To be done ▸
Wherever a line holds the string "components", copy that line.

Collected data ▸
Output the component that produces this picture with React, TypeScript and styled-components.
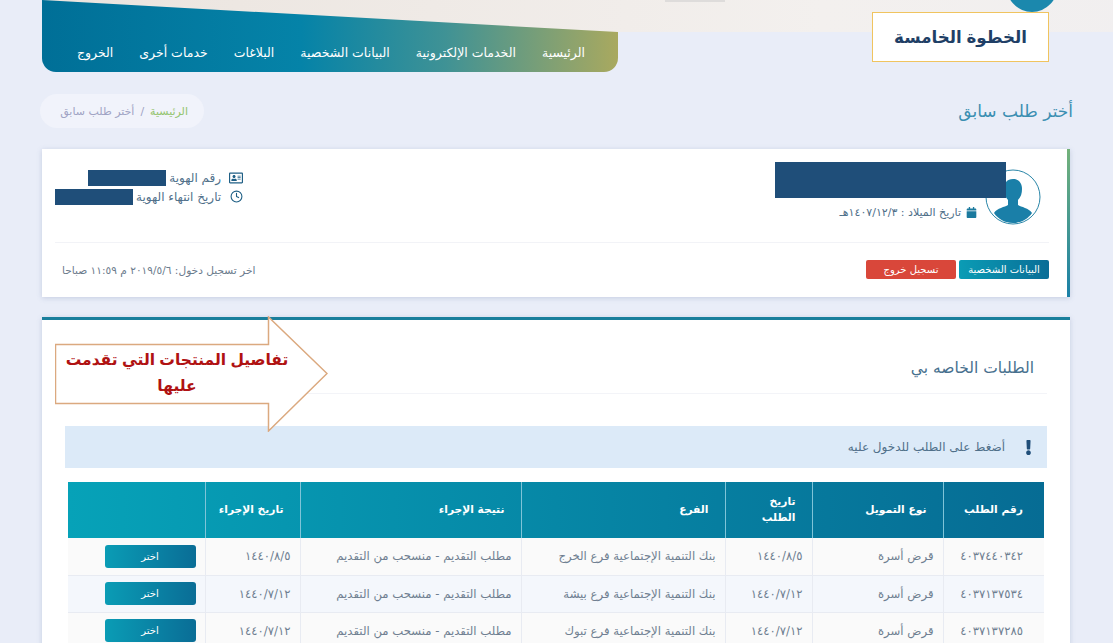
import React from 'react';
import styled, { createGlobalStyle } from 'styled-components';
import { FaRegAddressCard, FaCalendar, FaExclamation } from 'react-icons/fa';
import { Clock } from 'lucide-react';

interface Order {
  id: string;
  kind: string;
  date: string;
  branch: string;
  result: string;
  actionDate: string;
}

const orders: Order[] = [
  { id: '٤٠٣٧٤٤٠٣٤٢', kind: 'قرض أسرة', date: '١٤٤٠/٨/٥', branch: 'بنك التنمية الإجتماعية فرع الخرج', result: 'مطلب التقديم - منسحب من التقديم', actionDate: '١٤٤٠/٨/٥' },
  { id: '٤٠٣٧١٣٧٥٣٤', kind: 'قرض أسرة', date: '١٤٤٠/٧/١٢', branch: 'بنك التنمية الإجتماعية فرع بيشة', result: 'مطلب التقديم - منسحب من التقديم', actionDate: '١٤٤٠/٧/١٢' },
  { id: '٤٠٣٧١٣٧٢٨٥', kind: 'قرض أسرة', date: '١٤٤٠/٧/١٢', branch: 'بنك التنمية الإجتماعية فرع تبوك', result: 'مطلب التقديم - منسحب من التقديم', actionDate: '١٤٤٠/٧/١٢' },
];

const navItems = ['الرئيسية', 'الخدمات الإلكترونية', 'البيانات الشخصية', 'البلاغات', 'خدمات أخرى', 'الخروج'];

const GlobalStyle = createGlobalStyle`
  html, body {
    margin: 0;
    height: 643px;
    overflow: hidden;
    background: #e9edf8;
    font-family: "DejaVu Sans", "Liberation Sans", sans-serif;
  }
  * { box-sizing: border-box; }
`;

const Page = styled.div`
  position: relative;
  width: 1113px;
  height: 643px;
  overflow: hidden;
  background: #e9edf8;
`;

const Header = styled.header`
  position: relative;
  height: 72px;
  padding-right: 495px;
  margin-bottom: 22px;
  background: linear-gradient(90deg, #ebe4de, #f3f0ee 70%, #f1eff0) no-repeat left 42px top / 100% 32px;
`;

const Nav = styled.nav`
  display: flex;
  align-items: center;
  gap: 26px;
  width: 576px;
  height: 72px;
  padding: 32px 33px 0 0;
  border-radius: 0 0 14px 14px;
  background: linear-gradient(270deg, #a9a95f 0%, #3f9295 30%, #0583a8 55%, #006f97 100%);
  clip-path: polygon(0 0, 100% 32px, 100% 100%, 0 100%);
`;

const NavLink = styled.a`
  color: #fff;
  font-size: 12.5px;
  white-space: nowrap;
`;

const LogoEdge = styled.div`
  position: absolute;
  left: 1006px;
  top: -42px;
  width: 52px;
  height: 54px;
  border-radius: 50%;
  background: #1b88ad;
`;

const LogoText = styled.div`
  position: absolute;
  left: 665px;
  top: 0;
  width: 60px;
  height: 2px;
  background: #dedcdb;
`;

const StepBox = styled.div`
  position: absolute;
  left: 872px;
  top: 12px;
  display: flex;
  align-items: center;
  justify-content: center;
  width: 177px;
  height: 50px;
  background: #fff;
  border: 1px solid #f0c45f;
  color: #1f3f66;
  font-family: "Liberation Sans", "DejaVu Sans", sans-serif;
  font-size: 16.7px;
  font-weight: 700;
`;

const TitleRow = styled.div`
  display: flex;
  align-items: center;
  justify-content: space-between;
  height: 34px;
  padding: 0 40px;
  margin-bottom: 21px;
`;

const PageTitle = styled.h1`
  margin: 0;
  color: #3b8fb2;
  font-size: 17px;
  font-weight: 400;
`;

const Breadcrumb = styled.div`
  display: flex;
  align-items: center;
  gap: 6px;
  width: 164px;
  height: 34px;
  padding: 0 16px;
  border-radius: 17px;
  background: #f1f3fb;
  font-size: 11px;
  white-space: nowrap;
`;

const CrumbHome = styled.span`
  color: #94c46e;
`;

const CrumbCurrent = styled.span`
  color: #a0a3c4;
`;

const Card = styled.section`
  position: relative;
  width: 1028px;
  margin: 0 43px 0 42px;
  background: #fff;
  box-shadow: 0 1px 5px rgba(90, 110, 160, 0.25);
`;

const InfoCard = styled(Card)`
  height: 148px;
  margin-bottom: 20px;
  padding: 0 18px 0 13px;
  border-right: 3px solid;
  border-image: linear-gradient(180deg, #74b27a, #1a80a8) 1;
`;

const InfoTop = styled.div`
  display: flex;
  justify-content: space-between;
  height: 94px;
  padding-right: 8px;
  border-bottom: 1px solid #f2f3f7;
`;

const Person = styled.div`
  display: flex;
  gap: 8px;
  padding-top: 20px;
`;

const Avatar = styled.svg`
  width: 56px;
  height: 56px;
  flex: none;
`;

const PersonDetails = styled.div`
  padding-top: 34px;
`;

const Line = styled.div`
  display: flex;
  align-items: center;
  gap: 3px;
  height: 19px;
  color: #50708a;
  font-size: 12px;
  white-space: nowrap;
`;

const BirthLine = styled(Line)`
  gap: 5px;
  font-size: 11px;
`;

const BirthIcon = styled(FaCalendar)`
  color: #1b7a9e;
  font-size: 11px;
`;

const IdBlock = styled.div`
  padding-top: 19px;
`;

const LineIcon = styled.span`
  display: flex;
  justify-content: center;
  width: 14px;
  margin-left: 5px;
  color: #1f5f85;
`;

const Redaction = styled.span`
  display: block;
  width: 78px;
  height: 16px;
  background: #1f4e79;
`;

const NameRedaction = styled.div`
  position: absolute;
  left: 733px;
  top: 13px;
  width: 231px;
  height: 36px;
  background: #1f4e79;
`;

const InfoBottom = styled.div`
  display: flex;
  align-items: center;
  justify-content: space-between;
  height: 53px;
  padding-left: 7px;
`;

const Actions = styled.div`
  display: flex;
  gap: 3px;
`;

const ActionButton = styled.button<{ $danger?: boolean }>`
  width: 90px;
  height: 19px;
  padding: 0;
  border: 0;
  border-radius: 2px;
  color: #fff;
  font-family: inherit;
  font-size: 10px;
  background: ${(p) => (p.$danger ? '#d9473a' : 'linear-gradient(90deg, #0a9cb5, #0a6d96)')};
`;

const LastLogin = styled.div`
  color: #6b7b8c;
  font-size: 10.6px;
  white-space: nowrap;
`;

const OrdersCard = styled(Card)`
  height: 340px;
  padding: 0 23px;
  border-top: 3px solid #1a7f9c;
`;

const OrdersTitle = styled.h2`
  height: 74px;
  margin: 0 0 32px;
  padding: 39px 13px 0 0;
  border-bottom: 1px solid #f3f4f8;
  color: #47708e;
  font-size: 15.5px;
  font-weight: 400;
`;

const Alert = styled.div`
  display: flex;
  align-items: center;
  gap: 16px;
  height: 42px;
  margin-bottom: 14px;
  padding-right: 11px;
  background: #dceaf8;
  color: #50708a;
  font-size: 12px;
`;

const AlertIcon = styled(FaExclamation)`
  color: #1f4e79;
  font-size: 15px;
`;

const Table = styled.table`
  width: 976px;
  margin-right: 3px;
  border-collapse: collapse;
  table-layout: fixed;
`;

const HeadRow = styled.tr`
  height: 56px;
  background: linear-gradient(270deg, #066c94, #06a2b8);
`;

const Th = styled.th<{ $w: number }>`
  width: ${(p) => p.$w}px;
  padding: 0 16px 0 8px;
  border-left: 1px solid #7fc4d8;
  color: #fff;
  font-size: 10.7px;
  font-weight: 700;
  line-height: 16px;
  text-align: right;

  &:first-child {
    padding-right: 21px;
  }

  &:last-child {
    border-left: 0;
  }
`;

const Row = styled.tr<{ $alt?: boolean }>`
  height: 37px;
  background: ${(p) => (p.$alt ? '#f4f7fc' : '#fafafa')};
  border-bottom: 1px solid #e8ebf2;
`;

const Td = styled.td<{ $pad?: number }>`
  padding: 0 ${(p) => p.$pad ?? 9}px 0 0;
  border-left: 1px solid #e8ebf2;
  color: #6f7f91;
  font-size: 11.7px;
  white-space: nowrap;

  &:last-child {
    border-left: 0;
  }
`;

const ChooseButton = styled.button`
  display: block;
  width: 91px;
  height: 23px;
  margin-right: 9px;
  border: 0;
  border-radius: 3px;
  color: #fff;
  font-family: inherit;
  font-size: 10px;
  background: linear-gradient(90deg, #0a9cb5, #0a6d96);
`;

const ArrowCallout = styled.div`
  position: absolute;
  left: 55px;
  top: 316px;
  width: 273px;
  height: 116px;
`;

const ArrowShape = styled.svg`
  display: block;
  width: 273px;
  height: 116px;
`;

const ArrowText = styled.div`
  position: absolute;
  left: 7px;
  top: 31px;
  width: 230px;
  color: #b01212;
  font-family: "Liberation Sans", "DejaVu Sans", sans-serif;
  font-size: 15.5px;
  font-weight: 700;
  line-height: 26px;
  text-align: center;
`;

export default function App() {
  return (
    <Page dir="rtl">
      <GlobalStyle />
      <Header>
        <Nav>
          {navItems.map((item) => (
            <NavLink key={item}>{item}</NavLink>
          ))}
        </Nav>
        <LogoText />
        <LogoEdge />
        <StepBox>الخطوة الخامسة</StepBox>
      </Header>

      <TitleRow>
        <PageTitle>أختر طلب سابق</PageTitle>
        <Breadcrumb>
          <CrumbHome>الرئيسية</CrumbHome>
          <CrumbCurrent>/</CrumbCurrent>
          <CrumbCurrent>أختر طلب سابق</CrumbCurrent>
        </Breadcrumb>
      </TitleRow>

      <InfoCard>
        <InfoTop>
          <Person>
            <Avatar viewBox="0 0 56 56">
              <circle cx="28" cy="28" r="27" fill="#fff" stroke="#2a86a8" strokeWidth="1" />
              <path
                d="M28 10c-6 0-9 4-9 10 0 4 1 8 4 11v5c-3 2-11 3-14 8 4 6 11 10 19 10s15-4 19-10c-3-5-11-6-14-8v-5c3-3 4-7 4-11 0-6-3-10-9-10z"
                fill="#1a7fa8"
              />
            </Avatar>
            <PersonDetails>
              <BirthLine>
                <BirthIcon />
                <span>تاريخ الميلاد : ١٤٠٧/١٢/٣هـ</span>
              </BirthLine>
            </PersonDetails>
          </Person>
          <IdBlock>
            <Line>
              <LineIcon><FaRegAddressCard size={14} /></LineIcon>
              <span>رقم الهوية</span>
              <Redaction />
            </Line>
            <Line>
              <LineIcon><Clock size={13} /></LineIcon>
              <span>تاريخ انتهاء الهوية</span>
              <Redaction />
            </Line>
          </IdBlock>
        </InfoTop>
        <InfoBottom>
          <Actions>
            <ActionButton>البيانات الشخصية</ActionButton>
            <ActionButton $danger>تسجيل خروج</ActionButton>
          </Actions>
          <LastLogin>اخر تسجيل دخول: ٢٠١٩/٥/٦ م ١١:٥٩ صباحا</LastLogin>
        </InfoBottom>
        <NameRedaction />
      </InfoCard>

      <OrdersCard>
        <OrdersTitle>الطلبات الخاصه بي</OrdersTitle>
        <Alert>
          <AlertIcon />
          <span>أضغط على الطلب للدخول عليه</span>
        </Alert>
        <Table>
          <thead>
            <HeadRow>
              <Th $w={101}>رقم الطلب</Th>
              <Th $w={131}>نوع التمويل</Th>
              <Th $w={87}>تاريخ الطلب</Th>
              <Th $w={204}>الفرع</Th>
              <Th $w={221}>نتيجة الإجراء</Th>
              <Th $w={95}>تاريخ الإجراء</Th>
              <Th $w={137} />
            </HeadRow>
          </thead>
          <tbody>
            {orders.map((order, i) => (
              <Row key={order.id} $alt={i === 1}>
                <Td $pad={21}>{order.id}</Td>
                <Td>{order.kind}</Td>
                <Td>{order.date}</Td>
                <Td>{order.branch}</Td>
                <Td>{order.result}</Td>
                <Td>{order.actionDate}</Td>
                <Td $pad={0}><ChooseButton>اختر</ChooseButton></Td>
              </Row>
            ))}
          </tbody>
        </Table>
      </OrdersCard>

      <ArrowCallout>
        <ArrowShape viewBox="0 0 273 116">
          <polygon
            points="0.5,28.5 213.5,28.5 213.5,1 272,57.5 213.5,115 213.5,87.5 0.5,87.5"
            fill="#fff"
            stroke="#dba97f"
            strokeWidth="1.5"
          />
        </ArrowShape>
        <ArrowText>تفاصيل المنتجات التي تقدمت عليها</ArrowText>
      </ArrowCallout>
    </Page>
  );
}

Finished task ▸
Output the component that produces this picture with React, TypeScript and styled-components.
import styled, { createGlobalStyle } from 'styled-components';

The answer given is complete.